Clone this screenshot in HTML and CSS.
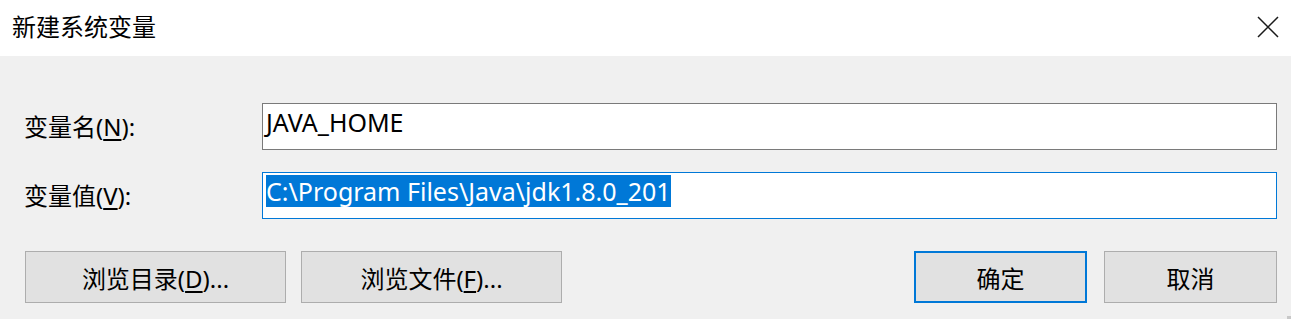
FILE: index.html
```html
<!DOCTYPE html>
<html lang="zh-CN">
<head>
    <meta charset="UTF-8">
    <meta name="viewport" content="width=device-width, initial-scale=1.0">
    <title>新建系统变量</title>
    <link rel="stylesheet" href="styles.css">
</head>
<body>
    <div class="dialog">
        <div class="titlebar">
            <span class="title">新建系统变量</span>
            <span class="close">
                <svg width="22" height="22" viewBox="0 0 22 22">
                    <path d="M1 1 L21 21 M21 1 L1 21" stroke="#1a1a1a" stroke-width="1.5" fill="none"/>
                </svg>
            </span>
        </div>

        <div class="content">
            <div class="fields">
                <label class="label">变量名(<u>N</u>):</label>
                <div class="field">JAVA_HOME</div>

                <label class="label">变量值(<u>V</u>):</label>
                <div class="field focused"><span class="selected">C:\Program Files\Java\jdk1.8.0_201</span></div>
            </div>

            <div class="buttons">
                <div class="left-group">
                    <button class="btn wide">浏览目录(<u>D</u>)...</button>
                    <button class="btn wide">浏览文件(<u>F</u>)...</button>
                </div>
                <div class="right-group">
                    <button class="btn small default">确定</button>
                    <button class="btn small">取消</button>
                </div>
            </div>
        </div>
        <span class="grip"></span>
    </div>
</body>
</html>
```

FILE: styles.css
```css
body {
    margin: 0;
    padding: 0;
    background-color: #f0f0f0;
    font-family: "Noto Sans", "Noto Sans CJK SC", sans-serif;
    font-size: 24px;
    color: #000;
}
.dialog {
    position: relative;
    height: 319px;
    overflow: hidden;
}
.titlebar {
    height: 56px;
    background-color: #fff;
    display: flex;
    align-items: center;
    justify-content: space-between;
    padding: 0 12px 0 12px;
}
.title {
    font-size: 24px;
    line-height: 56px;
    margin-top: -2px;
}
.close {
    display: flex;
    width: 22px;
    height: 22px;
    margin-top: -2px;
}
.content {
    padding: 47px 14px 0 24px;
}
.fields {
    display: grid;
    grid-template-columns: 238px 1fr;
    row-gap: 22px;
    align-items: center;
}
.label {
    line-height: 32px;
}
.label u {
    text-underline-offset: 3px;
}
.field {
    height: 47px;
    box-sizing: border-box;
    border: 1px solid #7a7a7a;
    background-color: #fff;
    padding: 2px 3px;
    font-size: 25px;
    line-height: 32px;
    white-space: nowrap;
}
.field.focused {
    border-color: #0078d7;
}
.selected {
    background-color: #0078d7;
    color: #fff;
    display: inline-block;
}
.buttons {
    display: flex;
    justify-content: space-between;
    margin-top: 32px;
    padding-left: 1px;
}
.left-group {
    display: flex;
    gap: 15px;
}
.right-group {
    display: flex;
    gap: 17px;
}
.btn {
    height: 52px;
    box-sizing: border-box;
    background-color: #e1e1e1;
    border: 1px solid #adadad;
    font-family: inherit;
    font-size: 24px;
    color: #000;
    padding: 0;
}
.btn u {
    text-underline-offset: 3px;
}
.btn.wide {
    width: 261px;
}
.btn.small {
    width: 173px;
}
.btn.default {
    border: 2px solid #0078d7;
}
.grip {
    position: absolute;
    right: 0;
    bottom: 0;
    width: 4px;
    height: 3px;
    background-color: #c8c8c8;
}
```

-*-*-

- **What you should do**: Skip the images and write out the rest of the listing exactly.

- **Task response**:
Clone this screenshot in HTML and CSS.
FILE: index.html
```html
<!DOCTYPE html>
<html lang="zh-CN">
<head>
    <meta charset="UTF-8">
    <meta name="viewport" content="width=device-width, initial-scale=1.0">
    <title>新建系统变量</title>
    <link rel="stylesheet" href="styles.css">
</head>
<body>
    <div class="dialog">
        <div class="titlebar">
            <span class="title">新建系统变量</span>
            <span class="close">
                <svg width="22" height="22" viewBox="0 0 22 22">
                    <path d="M1 1 L21 21 M21 1 L1 21" stroke="#1a1a1a" stroke-width="1.5" fill="none"/>
                </svg>
            </span>
        </div>

        <div class="content">
            <div class="fields">
                <label class="label">变量名(<u>N</u>):</label>
                <div class="field">JAVA_HOME</div>

                <label class="label">变量值(<u>V</u>):</label>
                <div class="field focused"><span class="selected">C:\Program Files\Java\jdk1.8.0_201</span></div>
            </div>

            <div class="buttons">
                <div class="left-group">
                    <button class="btn wide">浏览目录(<u>D</u>)...</button>
                    <button class="btn wide">浏览文件(<u>F</u>)...</button>
                </div>
                <div class="right-group">
                    <button class="btn small default">确定</button>
                    <button class="btn small">取消</button>
                </div>
            </div>
        </div>
        <span class="grip"></span>
    </div>
</body>
</html>
```

FILE: styles.css
```css
body {
    margin: 0;
    padding: 0;
    background-color: #f0f0f0;
    font-family: "Noto Sans", "Noto Sans CJK SC", sans-serif;
    font-size: 24px;
    color: #000;
}
.dialog {
    position: relative;
    height: 319px;
    overflow: hidden;
}
.titlebar {
    height: 56px;
    background-color: #fff;
    display: flex;
    align-items: center;
    justify-content: space-between;
    padding: 0 12px 0 12px;
}
.title {
    font-size: 24px;
    line-height: 56px;
    margin-top: -2px;
}
.close {
    display: flex;
    width: 22px;
    height: 22px;
    margin-top: -2px;
}
.content {
    padding: 47px 14px 0 24px;
}
.fields {
    display: grid;
    grid-template-columns: 238px 1fr;
    row-gap: 22px;
    align-items: center;
}
.label {
    line-height: 32px;
}
.label u {
    text-underline-offset: 3px;
}
.field {
    height: 47px;
    box-sizing: border-box;
    border: 1px solid #7a7a7a;
    background-color: #fff;
    padding: 2px 3px;
    font-size: 25px;
    line-height: 32px;
    white-space: nowrap;
}
.field.focused {
    border-color: #0078d7;
}
.selected {
    background-color: #0078d7;
    color: #fff;
    display: inline-block;
}
.buttons {
    display: flex;
    justify-content: space-between;
    margin-top: 32px;
    padding-left: 1px;
}
.left-group {
    display: flex;
    gap: 15px;
}
.right-group {
    display: flex;
    gap: 17px;
}
.btn {
    height: 52px;
    box-sizing: border-box;
    background-color: #e1e1e1;
    border: 1px solid #adadad;
    font-family: inherit;
    font-size: 24px;
    color: #000;
    padding: 0;
}
.btn u {
    text-underline-offset: 3px;
}
.btn.wide {
    width: 261px;
}
.btn.small {
    width: 173px;
}
.btn.default {
    border: 2px solid #0078d7;
}
.grip {
    position: absolute;
    right: 0;
    bottom: 0;
    width: 4px;
    height: 3px;
    background-color: #c8c8c8;
}
```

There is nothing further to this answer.